Fun — or devastating — fact, depending on whom you ask: in 1985, the Lillet company actually removed the quinine and renamed its flagship drink Lillet Blanc. A lot of people who’d previously fallen in love with the original Kina recipe got variously pissed off, depressed, desperate for a substitute, etc. Haters aside, Lillet Blanc is indeed a very delicious and, incidentally, a summer-perfect drink. Which, we can’t insist enough, will absolutely make you feel like you’re prancing around Riviera beach, possibly while wearing a kaftan.
As for what you’ll be tasting when you douse those lucky ice cubes with Lillet: predictably, without the quinine, the Lillet Blanc flavor profile gets a bit lighter, a bit fruitier.
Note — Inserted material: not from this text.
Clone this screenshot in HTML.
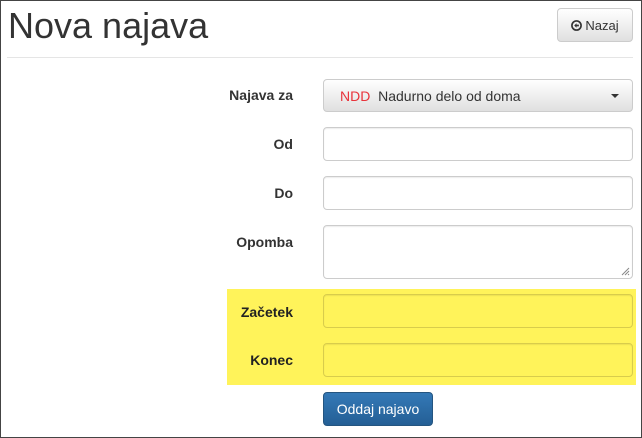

But complexity’s not lost: Lillet Blanc has some almost savory herb-like flavors swimming around (rosemary, mint), plus honeyed florals and bittersweet citrus notes from the citrus liqueur. Not that it ends heavy; the sip ends with a palate-cleansing acidity (like someone coming to scrub the deck of your yacht?). And even though it’s fortified, it’s only 34 proof, or 17% ABV, basically like a super-strong wine.
Not to confuse you, but there are other kinds of Lillet: a “Rouge” variety that’s red Merlot-based and a bit less complex, and (the inevitable?) “Rosé” variety that’s gotten some serious traction since its release in 2012. The Rosé is a lot closer to the Blanc than the Rouge, with some of the same bittersweet citrus at its core, plus soft, lush berry flavors. Which is why, like Lillet Blanc, it’d also make a great “My air conditioner broke I deserve this” consolation prize.
So buy a bottle, they’re almost always under $20, and pour some luxe into your summer.